Finalement, le modèle sorti par la marque américaine est un peu différent de celui qui avait fuité fin 2017. Nike conserve le principe (très discutable) de manches en contraste avec le torse et le dos et tire le bleu vers le noir, comme elle l’avait fait pour les versions 2011 et 2014, qui avaient au moins l’avantage d’être unies (hormis un col alternativement noir et blanc).
Les épaules et les bras sont donc ornés d’un motif plus clair d’un style crayonné qui ne ressemble à pas grand chose, avec un bleu qui se rapproche de celui du maillot 2016 (qui ne laissera aucun regret). L’ensemble donne l’impression d’une inversion des gammes de bleu entre le modèle précédent et l’actuel. On est passé d’un contraste torse plus clair/manches foncées à celui torse foncé/manches plus claires.
Réinventer l’eau chaude
Les seuls motifs de satisfaction viennent du maillot alternatif (on y reviendra) et du retour de la combinaison short blanc/chaussettes rouges pour la tenue principale, comme en 2011 et 2014, et à l’inverse de 2012 (maillot, short et chaussettes bleus) et de 2016 (maillot et short bleus, chaussettes rouges). On a compris l’astuce : pour faire vendre, il faut jouer l’alternance. Même si on peut douter des quantités vendues de shorts et chaussettes, vu leur prix prohibitif.
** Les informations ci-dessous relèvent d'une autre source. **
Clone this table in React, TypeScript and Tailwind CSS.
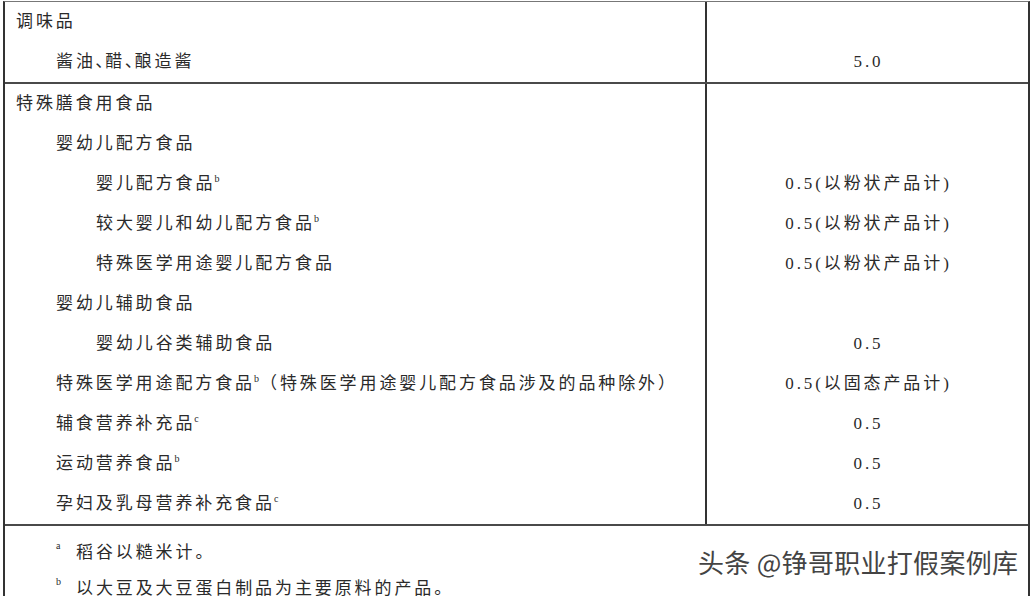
import React from "react";

type Row = { text: string; sup?: string; rest?: string; level: number; value?: string };

const sec1: Row[] = [
  { text: "调味品", level: 0 },
  { text: "酱油、醋、酿造酱", level: 1, value: "5.0" },
];

const sec2: Row[] = [
  { text: "特殊膳食用食品", level: 0 },
  { text: "婴幼儿配方食品", level: 1 },
  { text: "婴儿配方食品", sup: "b", level: 2, value: "0.5(以粉状产品计)" },
  { text: "较大婴儿和幼儿配方食品", sup: "b", level: 2, value: "0.5(以粉状产品计)" },
  { text: "特殊医学用途婴儿配方食品", level: 2, value: "0.5(以粉状产品计)" },
  { text: "婴幼儿辅助食品", level: 1 },
  { text: "婴幼儿谷类辅助食品", level: 2, value: "0.5" },
  { text: "特殊医学用途配方食品", sup: "b", rest: "（特殊医学用途婴儿配方食品涉及的品种除外）", level: 1, value: "0.5(以固态产品计)" },
  { text: "辅食营养补充品", sup: "c", level: 1, value: "0.5" },
  { text: "运动营养食品", sup: "b", level: 1, value: "0.5" },
  { text: "孕妇及乳母营养补充食品", sup: "c", level: 1, value: "0.5" },
];

const padByLevel = ["pl-[11px]", "pl-[51px]", "pl-[91px]"];

function renderText(t: string) {
  const parts = t.split("、");
  return parts.map((p, i) => (
    <React.Fragment key={i}>
      {p}
      {i < parts.length - 1 && <span className="tracking-[1px]">､</span>}
    </React.Fragment>
  ));
}

function Section({ rows }: { rows: Row[] }) {
  return (
    <div className="flex border-b-2 border-[#4a4a4a]">
      <div className="w-[700px] flex flex-col">
        {rows.map((r, i) => (
          <div key={i} className={`h-10 flex items-center ${padByLevel[r.level]}`}>
            <span className="whitespace-nowrap">
              {renderText(r.text)}
              {r.sup && (
                <span className="inline-block text-[10px] tracking-normal relative top-[-7px] mr-[1px] ml-[-1px]">{r.sup}</span>
              )}
              {r.rest}
            </span>
          </div>
        ))}
      </div>
      <div className="flex-1 flex flex-col border-l-2 border-[#333]">
        {rows.map((r, i) => (
          <div key={i} className="h-10 flex items-center justify-center pl-[2px]">
            <span className="whitespace-nowrap">{r.value ?? ""}</span>
          </div>
        ))}
      </div>
    </div>
  );
}

export default function App() {
  return (
    <div
      className="w-[1035px] h-[596px] overflow-hidden bg-white text-[#2a2a2a] text-[17px] tracking-[2.9px] pt-[1px] pl-[3px]"
      style={{ fontFamily: '"Liberation Serif", "Noto Sans CJK SC", serif' }}
    >
      <div className="w-[1027px] border-l-2 border-r-2 border-t border-[#333] border-t-[#777] relative">
        <Section rows={sec1} />
        <Section rows={sec2} />
        <div className="h-[80px] pl-[51px] pt-[14px] flex flex-col gap-[10px]">
          <div className="flex items-start whitespace-nowrap">
            <span className="text-[10px] w-[20px] tracking-normal mt-[-2px]">a</span>
            <span>稻谷以糙米计。</span>
          </div>
          <div className="flex items-start whitespace-nowrap">
            <span className="text-[10px] w-[20px] tracking-normal mt-[-2px]">b</span>
            <span>以大豆及大豆蛋白制品为主要原料的产品。</span>
          </div>
        </div>
        <div
          className="absolute left-[693px] top-[547px] text-[26px] tracking-[0.3px] text-[#444] whitespace-nowrap leading-none"
          style={{ fontFamily: '"Noto Sans CJK SC", sans-serif', textShadow: "1px 1px 0 #fff, -1px -1px 0 #fff, 1px -1px 0 #fff, -1px 1px 0 #fff" }}
        >
          头条 @铮哥职业打假案例库
        </div>
      </div>
    </div>
  );
}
Heureusement, pour se détendre un peu, il y a le discours qui accompagne le produit. Nike affirme : « La tenue domicile recrée le drapeau tricolore de la tête au pied ». Ben oui, comme depuis une bonne centaine d’années en fait [1]. De l’art d’inventer l’eau chaude et de déposer un brevet dessus.
L’explication du gribouillis bleu clair sur les manches est également fournie : « Sur les manches, le potentiel explosif des jeunes étoiles [...] est symbolisé par un effet flouté d’un bleu moins soutenu, donnant une impression de vitesse. » On avait bien eu droit, avec le terrible maillot Adidas de 2010, à un discours vaseux pour justifier les espèces de sangles noires sensées apporter de la puissance aux Bleus. On connaît la suite.
Ventilation et anti-adhérence
Mais ce n’est pas tout. On apprend aussi que « le maillot Match est aussi plus léger et permet une ventilation optimale ainsi que de propriétés anti-adhérentes exceptionnelles ». La puissance d’un climatiseur, les propriétés techniques d’une poêle à frire. Ce n’est pas un peu contradictoire, ça ? Quant au short, vous ne vous en doutiez pas, mais « sans couture latérale, il réduit aussi les distractions et augmente l’élasticité pour permettre plus de mouvement ». Ah, ces coutures latérales tellement distrayantes !
Enfin, la technologie n’ayant pas de limite, les chaussettes y ont également droit, avec une innovation qui « permet notamment de gagner 40% de plus de légèreté lorsqu’elles sont mouillées, grâce à leur fibre respirante et imperméable ». Votre corde à linge vous remerciera, quand vous les sortirez de la machine.
Tout n’est pas à jeter dans la nouvelle tenue. Outre le retour bienvenu du short blanc, le maillot alternatif est plutôt élégant : pas d’effet Speedy Gonzalez sur les épaules, juste des petites taches de couleur rouge et bleue. L’effet est plutôt réussi, et s’il y a un investissement à faire cet été, celui-ci est plus indiqué. Mais ça fait quand même très cher pour un T-shirt sobre (140 euros la version authentique et 85 euros la réplica).
Overdose tricolore
Enfin, histoire d’en remettre une couche sur le maillot tricolore, les vestes de présentation portées par les joueurs pendant les hymnes sont déclinées en trois couleurs (devinez lesquelles). L’idée étant de représenter le drapeau national avec de gauche à droite des joueurs porteurs de veste bleue, puis blanche et enfin rouge. Vous trouvez ça pénible ? Moi aussi.
Entre 1955 et 1972, l’équipe de France était habillée par un équipementier local qui fait des choses intéressantes depuis son retour en Ligue 1 en 2016 (avec l’AS Saint-Etienne) : le Coq sportif. Attaché à la sobriété des tenues et au respect des couleurs, il concevrait probablement des maillots moins fantaisistes que ceux de la marque à la virgule. Et deux coqs sur le maillot valent mieux qu’un.